You don’t have to be an intuitive person to understand where your date’s or significant other’s attention is. All you have to do is follow their eyes. How do you act or what do you say when their eyes are focused on another person or the door? Do you imitate them and not give them the satisfaction of attentiveness? Through research, a.k.a. asking my friends, the conclusion is, make it into a joke. Laugh it off and that way you won’t come home irritated like Erica.

Friday, May 4, 2007

Googler beware

“Hey Esther, I don’t know if you remember me, but we met Saturday night. I hope this is your email, I googled you. Email me back if this is you and I would like to get together this week. – Todd”

The internet has changed the way we date, who we date, and how we research someone we are going on a date with. When I got the email from Todd I felt my personal life invaded, however I google guys that I meet to gain knowledge about them therefore I can not complain that I feel my personal life meddled in; although my personal life is known by all Jewish Advocate readers. To what extent has Google, Myspace and Facebook changed the way we date?

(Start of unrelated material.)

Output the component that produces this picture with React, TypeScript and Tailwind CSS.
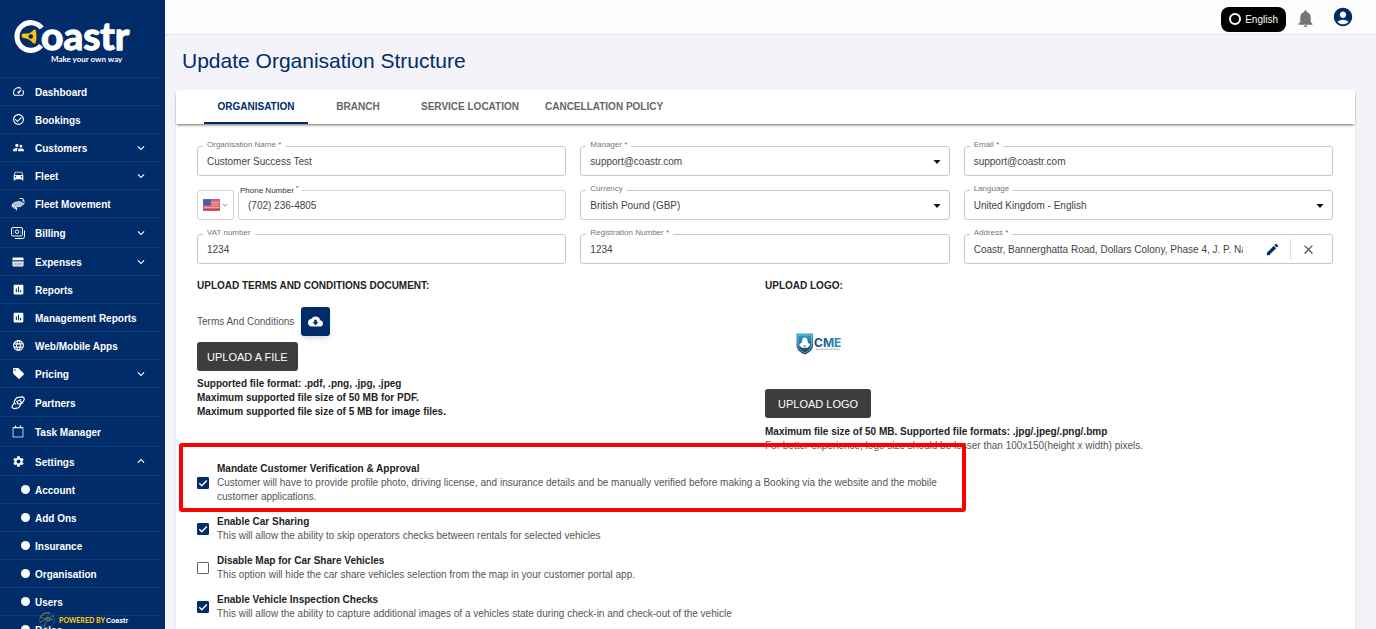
import type { ReactNode } from 'react';
import {
  MdAccountCircle,
  MdAssessment,
  MdCheckCircleOutline,
  MdClose,
  MdCloudDownload,
  MdDirectionsCar,
  MdEdit,
  MdKeyboardArrowDown,
  MdKeyboardArrowUp,
  MdLanguage,
  MdLocalOffer,
  MdNotifications,
  MdSettings,
  MdSpeed,
  MdSupervisorAccount,
} from 'react-icons/md';

function CarMovementIcon() {
  return (
    <svg viewBox="0 0 28 28" className="size-3.5" fill="none" stroke="currentColor" aria-hidden="true">
      <path d="M3 14l4-3 9-2 6 2 1 5-4 3-12 1-4-2z" fill="currentColor" fillOpacity="0.7" strokeWidth="1.500" />
      <path d="M17 3l7 0 0 6M25 5c2 5 1 8-1 11M2 16c0 5 4 7 9 7M8 20l4 3-2 4" strokeWidth="1.800" />
      <circle cx="9" cy="17" r="1.500" fill="#002c69" strokeWidth="1" />
      <circle cx="19" cy="15" r="1.500" fill="#002c69" strokeWidth="1" />
    </svg>
  );
}

function BillingIcon() {
  return (
    <svg viewBox="0 0 28 24" className="h-3 w-3.5" fill="none" stroke="currentColor" strokeWidth="2" aria-hidden="true">
      <rect x="1" y="1" width="22" height="17" rx="3" />
      <circle cx="12" cy="9.500" r="3.500" />
      <path d="M5 5v9M19 5v9" strokeWidth="0.800" strokeOpacity="0.6" />
      <path d="M27 7v12q0 4-4 4H8" />
    </svg>
  );
}

function ExpensesIcon() {
  return (
    <svg viewBox="0 0 24 24" className="size-3" aria-hidden="true">
      <rect x="1" y="3" width="22" height="18" rx="2" fill="currentColor" />
      <path d="M1 8h22v3H1z" fill="#002c69" fillOpacity="0.8" />
      <path d="M3 13h18v6H3z" fill="#002c69" fillOpacity="0.3" />
    </svg>
  );
}

function PartnersIcon() {
  return (
    <svg viewBox="0 0 30 30" className="size-[15px]" fill="none" stroke="currentColor" strokeWidth="2.600" strokeLinecap="round" strokeLinejoin="round" aria-hidden="true">
      <path d="M10 18c-3-1-4-4-2-7l3-5c1-2 3-2 5-2l8-1c3 0 5 3 4 6l-3 6c-1 2-3 3-5 3h-4c-2 0-3-2-2-3" />
      <path d="M20 12c2 1 3 4 1 6l-3 6c-1 2-3 3-5 3l-6 1c-4 0-6-3-4-6l4-6" />
      <path d="M12 13l9-4" />
    </svg>
  );
}

function TaskIcon() {
  return (
    <svg viewBox="0 0 24 26" className="h-[13px] w-3" fill="none" stroke="currentColor" strokeWidth="1.500" aria-hidden="true">
      <path d="M2 5h20v19H2z" />
      <path d="M2 5.500h20" strokeWidth="2" />
      <path d="M7 1v5M17 1v5" strokeWidth="2.500" />
    </svg>
  );
}

type NavItem = {
  label: string;
  icon: ReactNode;
  size: string;
  chevron?: 'down' | 'up';
};

const navItems: NavItem[] = [
  { label: 'Dashboard', icon: <MdSpeed />, size: 'h-7' },
  { label: 'Bookings', icon: <MdCheckCircleOutline />, size: 'h-7' },
  { label: 'Customers', icon: <MdSupervisorAccount />, size: 'h-7', chevron: 'down' },
  { label: 'Fleet', icon: <MdDirectionsCar />, size: 'h-7', chevron: 'down' },
  { label: 'Fleet Movement', icon: <CarMovementIcon />, size: 'h-7' },
  { label: 'Billing', icon: <BillingIcon />, size: 'h-[30px]', chevron: 'down' },
  { label: 'Expenses', icon: <ExpensesIcon />, size: 'h-7', chevron: 'down' },
  { label: 'Reports', icon: <MdAssessment />, size: 'h-7' },
  { label: 'Management Reports', icon: <MdAssessment />, size: 'h-7' },
  { label: 'Web/Mobile Apps', icon: <MdLanguage />, size: 'h-7' },
  { label: 'Pricing', icon: <MdLocalOffer />, size: 'h-7', chevron: 'down' },
  { label: 'Partners', icon: <PartnersIcon />, size: 'h-[29px]' },
  { label: 'Task Manager', icon: <TaskIcon />, size: 'h-[30px]' },
  { label: 'Settings', icon: <MdSettings />, size: 'h-[29px]', chevron: 'up' },
];

const settingsItems = ['Account', 'Add Ons', 'Insurance', 'Organisation', 'Users', 'Roles'];

function Logo() {
  return (
    <a href="#home" aria-label="Coastr home" className="flex h-[78px] w-40 shrink-0 border-b border-[#123c76] pt-4 pl-3">
      <svg viewBox="0 0 122 50" className="h-[50px] w-[122px] overflow-visible" aria-hidden="true">
        <path d="M29.700 12A13.800 13.800 0 1 0 29.200 29.600" fill="none" stroke="#fff" strokeWidth="5.200" />
        <path
          d="M9.500 19.500q0-2 2-2h3.500q3 0 5-2l1.500-1.500q1.500-1.300 2.300.5l.5 3q.3 3 0 6l-.6 3q-.9 2-2.500.7l-2.200-2.200q-2-2-5-2.500l-2.500-.5q-2-.5-2-2.500z"
          fill="#fdc010"
        />
        <circle cx="18.800" cy="20.500" r="2.300" fill="#002c69" />
        <text x="29" y="34" fill="#fff" stroke="#fff" strokeWidth="1.300" strokeLinejoin="round" fontFamily="Lato, sans-serif" fontWeight="700" fontSize="39">
          oastr
        </text>
        <text x="39" y="46" fill="#fff" fontFamily="Lato, sans-serif" fontWeight="700" fontSize="8">
          Make your own way
        </text>
      </svg>
    </a>
  );
}

function PoweredBy() {
  return (
    <div className="absolute bottom-0 left-[38px] flex h-[18px] items-center gap-[3px] whitespace-nowrap text-[7px] leading-none font-bold">
      <svg viewBox="0 0 36 36" className="size-[18px]" fill="none" strokeWidth="1.500" aria-hidden="true">
        <circle cx="18" cy="18" r="15" stroke="#4a6a8c" strokeDasharray="8 2" />
        <path d="M5 12c8 6 18 5 26-3M14 33c-3-8 4-15 16-16M19 13c-5 6-12 8-15 9" stroke="#8a8f5c" />
        <path d="M4 14C8 6 16 2 24 5" stroke="#b49b34" />
        <circle cx="20" cy="16" r="4" stroke="#8a8f5c" />
      </svg>
      <span className="flex items-center gap-px">
        <span className="font-[Lato] font-black text-[#f5c518]">POWERED BY</span>
        <span className="text-white">Coastr</span>
      </span>
    </div>
  );
}

function Sidebar() {
  return (
    <aside className="relative flex w-[165px] shrink-0 flex-col overflow-hidden bg-[#002c69] text-white">
      <Logo />
      <nav aria-label="Main" className="w-40">
        <ul className="text-[10px] font-bold">
          {navItems.map((item) => (
            <li key={item.label}>
              <a href="#nav" className={`flex items-center border-b border-[#123c76] pr-3 pl-[11px] ${item.size}`}>
                <span className="flex w-6 shrink-0 items-center">
                  <span className="flex w-3.5 items-center justify-center text-[13px]">{item.icon}</span>
                </span>
                <span className="flex-1 pt-0.5 whitespace-nowrap">{item.label}</span>
                {item.chevron === 'down' && <MdKeyboardArrowDown className="text-[14px]" />}
                {item.chevron === 'up' && <MdKeyboardArrowUp className="text-[14px]" />}
              </a>
            </li>
          ))}
          {settingsItems.map((label) => (
            <li key={label}>
              <a href="#settings" className="flex h-7 items-center gap-[5px] border-b border-[#123c76] pl-[21px]">
                <span className="size-[9px] rounded-full bg-white" />
                <span className="pt-0.5">{label}</span>
              </a>
            </li>
          ))}
        </ul>
      </nav>
      <PoweredBy />
    </aside>
  );
}

function TopBar() {
  return (
    <header className="flex h-[35px] shrink-0 items-center justify-end border-b border-[#e6e6ea] bg-[#fdfdfd] pr-[22px]">
      <button type="button" className="mt-1 flex h-[25px] items-center gap-1 rounded-lg bg-black px-2 text-[10px] text-white">
        <span className="size-3 rounded-full border-2 border-white" />
        English
      </button>
      <button type="button" aria-label="Notifications" className="ml-[9px] pt-0.5 text-[21px] text-[#757575]">
        <MdNotifications />
      </button>
      <button type="button" aria-label="Account" className="ml-4 text-[22px] text-[#002c69]">
        <MdAccountCircle />
      </button>
    </header>
  );
}

const tabs = [
  { label: 'ORGANISATION', active: true },
  { label: 'BRANCH' },
  { label: 'SERVICE LOCATION' },
  { label: 'CANCELLATION POLICY' },
];

function Tabs() {
  return (
    <div role="tablist" className="relative flex h-[34px] rounded-t-sm bg-white px-7 text-[10px] font-bold shadow-[0_2px_3px_-1px_rgba(0,0,0,0.6)]">
      {tabs.map((tab) => (
        <button
          key={tab.label}
          type="button"
          role="tab"
          aria-selected={Boolean(tab.active)}
          className={
            tab.active
              ? 'min-w-26 border-b-2 border-[#002c69] px-[13px] text-[#002c69]'
              : 'min-w-25 border-b-2 border-transparent px-[13px] text-[#666]'
          }
        >
          {tab.label}
        </button>
      ))}
    </div>
  );
}

const labelClass = 'absolute -top-[8px] left-[5px] bg-white px-1 text-[8px] leading-3 text-[#777]';
const boxClass = 'relative flex h-[30px] min-w-0 rounded-[3px] border border-[#c8c8c8]';
const controlClass = 'w-full min-w-0 appearance-none bg-transparent px-[9px] text-[10px] text-[#444] outline-none';

function TextField({ id, label, value }: { id: string; label: string; value: string }) {
  return (
    <div className={boxClass}>
      <label htmlFor={id} className={labelClass}>{label}</label>
      <input id={id} type="text" defaultValue={value} className={controlClass} />
    </div>
  );
}

function SelectField({ id, label, value }: { id: string; label: string; value: string }) {
  return (
    <div className={boxClass}>
      <label htmlFor={id} className={labelClass}>{label}</label>
      <select id={id} className={controlClass}>
        <option>{value}</option>
      </select>
      <svg viewBox="0 0 8 4" className="pointer-events-none absolute top-[13px] right-2 h-1 w-2" aria-hidden="true">
        <path d="M0.500 0h7L4 4z" fill="#111" />
      </svg>
    </div>
  );
}

function PhoneField() {
  return (
    <div className="flex min-w-0 gap-1">
      <button type="button" aria-label="Country code" className="flex h-[30px] w-[37px] shrink-0 items-center justify-center gap-0.5 rounded-[3px] border border-[#d5d5d5]">
        <svg viewBox="0 0 17 12" className="h-3 w-[17px]" aria-hidden="true">
          <rect width="17" height="12" fill="#f0606c" />
          <path d="M0 3.500h17M0 6h17M0 8.500h17" stroke="#f9b3b8" strokeWidth="0.800" />
          <path d="M0 10.500h17" stroke="#c8404c" strokeWidth="1" />
          <rect width="8" height="6.500" fill="#3f5fb5" />
          <rect x="0.300" y="0.300" width="16.400" height="11.400" fill="none" stroke="#77787f" strokeWidth="0.600" />
        </svg>
        <svg viewBox="0 0 6 4" className="h-1 w-1.5" fill="none" stroke="#999" aria-hidden="true">
          <path d="M1 1l2 2 2-2" />
        </svg>
      </button>
      <div className="relative flex h-[30px] min-w-0 flex-1 rounded-[3px] border border-[#d5d5d5]">
        <label htmlFor="phone" className="absolute -top-[6px] left-0 bg-white pr-1 pl-px text-[8px] leading-3 text-[#333]">
          Phone Number <sup className="text-[6px]">*</sup>
        </label>
        <input id="phone" type="tel" defaultValue="(702) 236-4805" className={controlClass} />
      </div>
    </div>
  );
}

function AddressField() {
  return (
    <div className={`${boxClass} items-center pr-4`}>
      <label htmlFor="address" className={labelClass}>Address *</label>
      <div className="flex h-full min-w-0 flex-1 pl-[9px]">
        <input
          id="address"
          type="text"
          defaultValue="Coastr, Bannerghatta Road, Dollars Colony, Phase 4, J. P. Nagar, Bengaluru"
          className="w-full min-w-0 bg-transparent text-[10px] text-[#444] outline-none"
        />
      </div>
      <button type="button" aria-label="Edit address" className="ml-[22px] text-[15px] text-[#002c69]">
        <MdEdit />
      </button>
      <span className="mx-[10px] h-5 w-px bg-[#ddd]" />
      <button type="button" aria-label="Clear address" className="text-[15px] text-[#555]">
        <MdClose />
      </button>
    </div>
  );
}

function CmeLogo() {
  return (
    <svg viewBox="0 0 46 22" className="h-[22px] w-[46px]" role="img" aria-label="CME">
      <defs>
        <linearGradient id="shield" x1="0" y1="0" x2="0" y2="1">
          <stop offset="0" stopColor="#2fa3cc" />
          <stop offset="1" stopColor="#123a66" />
        </linearGradient>
        <linearGradient id="wordmark" x1="0" y1="0" x2="1" y2="0">
          <stop offset="0" stopColor="#15406f" />
          <stop offset="1" stopColor="#2b9ac6" />
        </linearGradient>
      </defs>
      <path d="M0.500 0.500h16.500v12c0 4.500-4 7-8.200 9-4.300-2-8.300-4.500-8.300-9z" fill="url(#shield)" />
      <path d="M2 2h13.500v10.500c0 3.500-3 5.500-6.700 7.200C5 18 2 16 2 12.500z" fill="none" stroke="#bfe3f0" strokeWidth="0.500" />
      <path d="M6 7.500c0-4 5.500-4 5.500 0l.5 2.500 2 .8v2l-1.500 1-1 1H6l-1-1-1.500-1v-2l2-.8z" fill="#fff" />
      <path d="M7.200 12.500h3l-1.500 1.500z" fill="#1d5f8c" />
      <text x="18" y="13.500" fontFamily="Inter, sans-serif" fontWeight="700" fontSize="12" fill="url(#wordmark)">CME</text>
      <path d="M20 16.200h24" stroke="#8c94a3" strokeWidth="0.800" strokeDasharray="2 0.500" />
    </svg>
  );
}

function Uploads() {
  return (
    <div className="grid grid-cols-2 text-[10px] leading-[14px] text-[#222]">
      <section>
        <h2 className="font-bold">UPLOAD TERMS AND CONDITIONS DOCUMENT:</h2>
        <div className="mt-[14px] flex items-center gap-[7px]">
          <span className="text-[#555]">Terms And Conditions</span>
          <button type="button" aria-label="Download terms and conditions" className="flex size-[29px] items-center justify-center rounded-[3px] bg-[#002c69] text-[15px] text-white shadow-md">
            <MdCloudDownload />
          </button>
        </div>
        <button type="button" className="mt-[6px] h-[29px] rounded-[3px] bg-[#3d3d3d] px-[10px] text-[11px] text-white">
          UPLOAD A FILE
        </button>
        <p className="mt-[6px] font-bold">
          Supported file format: .pdf, .png, .jpg, .jpeg
          <br />
          Maximum supported file size of 50 MB for PDF.
          <br />
          Maximum supported file size of 5 MB for image files.
        </p>
      </section>
      <section>
        <h2 className="font-bold">UPLOAD LOGO:</h2>
        <div className="mt-10 flex pl-[31px]">
          <CmeLogo />
        </div>
        <button type="button" className="mt-[34px] h-[29px] rounded-[3px] bg-[#3d3d3d] px-[13px] text-[11px] text-white">
          UPLOAD LOGO
        </button>
        <p className="mt-[7px] font-bold">Maximum file size of 50 MB. Supported file formats: .jpg/.jpeg/.png/.bmp</p>
        <p className="text-[#555]">For better experience, logo size should be lesser than 100x150(height x width) pixels.</p>
      </section>
    </div>
  );
}

type Option = { id: string; title: string; text: string; checked: boolean; highlighted?: boolean };

const options: Option[] = [
  {
    id: 'verification',
    title: 'Mandate Customer Verification & Approval',
    text: 'Customer will have to provide profile photo, driving license, and insurance details and be manually verified before making a Booking via the website and the mobile customer applications.',
    checked: true,
    highlighted: true,
  },
  {
    id: 'sharing',
    title: 'Enable Car Sharing',
    text: 'This will allow the ability to skip operators checks between rentals for selected vehicles',
    checked: true,
  },
  {
    id: 'map',
    title: 'Disable Map for Car Share Vehicles',
    text: 'This option will hide the car share vehicles selection from the map in your customer portal app.',
    checked: false,
  },
  {
    id: 'inspection',
    title: 'Enable Vehicle Inspection Checks',
    text: 'This will allow the ability to capture additional images of a vehicles state during check-in and check-out of the vehicle',
    checked: true,
  },
];

function OptionRow({ option }: { option: Option }) {
  return (
    <div className="relative flex items-center gap-2">
      <span className="relative flex size-3 shrink-0">
        <input
          id={option.id}
          type="checkbox"
          defaultChecked={option.checked}
          className="peer size-3 appearance-none rounded-[1px] border border-[#666] bg-white checked:border-[#002c69] checked:bg-[#002c69]"
        />
        <svg viewBox="0 0 12 12" className="pointer-events-none absolute inset-0 hidden size-3 peer-checked:block" fill="none" stroke="#fff" strokeWidth="1.400" aria-hidden="true">
          <path d="M2.300 6.200l2.500 2.500 5-5.200" />
        </svg>
      </span>
      <label htmlFor={option.id} className="min-w-0 text-[10px] leading-[14px] text-[#555]">
        <span className="block font-bold text-[#222]">{option.title}</span>
        {option.text}
      </label>
      {option.highlighted && (
        <span className="pointer-events-none absolute -top-[19px] -right-3 -bottom-2 -left-[18px] rounded-[3px] border-4 border-[#fe0000]" />
      )}
    </div>
  );
}

export default function App() {
  return (
    <div className="flex h-screen overflow-hidden bg-[#f3f3f9] font-['Liberation_Sans',Arial,sans-serif]">
      <Sidebar />
      <div className="flex min-w-0 flex-1 flex-col">
        <TopBar />
        <main className="flex min-h-0 flex-1 flex-col overflow-hidden pr-[21px] pl-[11px]">
          <h1 className="pt-[9px] pb-[13px] pl-[6px] text-[21px] leading-[33px] text-[#002c69]">Update Organisation Structure</h1>
          <div className="flex-1 rounded-t-sm bg-white shadow-sm">
            <Tabs />
            <form className="flex flex-col pt-[22px] pr-[22px] pl-[21px]">
              <div className="grid grid-cols-3 gap-[14px]">
                <TextField id="org-name" label="Organisation Name *" value="Customer Success Test" />
                <SelectField id="manager" label="Manager *" value="support@coastr.com" />
                <TextField id="email" label="Email *" value="support@coastr.com" />
                <PhoneField />
                <SelectField id="currency" label="Currency" value="British Pound (GBP)" />
                <SelectField id="language" label="Language" value="United Kingdom - English" />
                <TextField id="vat" label="VAT number" value="1234" />
                <TextField id="registration" label="Registration Number *" value="1234" />
                <AddressField />
              </div>
              <div className="mt-[15px]">
                <Uploads />
              </div>
              <div className="mt-[9px] flex w-2/3 flex-col gap-[11px]">
                {options.map((option) => (
                  <OptionRow key={option.id} option={option} />
                ))}
              </div>
            </form>
          </div>
        </main>
      </div>
    </div>
  );
}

Is the internet too invasive in our personal life?
Through searching google I have found people’s dissertations, college photos, resumes, and place of employment. I have not found anything too weird but I have heard stories of people finding disturbing photos and past employment.
The internet can be as invasive as you make it. CNN.com had an article last week about googling a date which stated one should take the information gathered on google with a grain of salt and be ready to handle information that can be disturbing. A person can be very excited about a person they met but if they google them and find something that concerns them they have to be prepared how to process that new found information.
So I googled Todd and found that his place of employment is legit, his high school running times and a research grant he wrote for a biology class. However, there was a reason I did not give Todd my contact information. Even if I was not dating R, Todd was parve. Also, when finding someone on google that you met at an event or bar, do not tell them you googled them. It is a tad on the stocker side.
Has google diminished the “old fashion way” of gathering information? About five years ago people started researching each other through google instead of conversing with each other about their lives. I use google as a tool but not as an indicator of the person’s likes and dislikes, personality, or pass judgment on their google outcomes.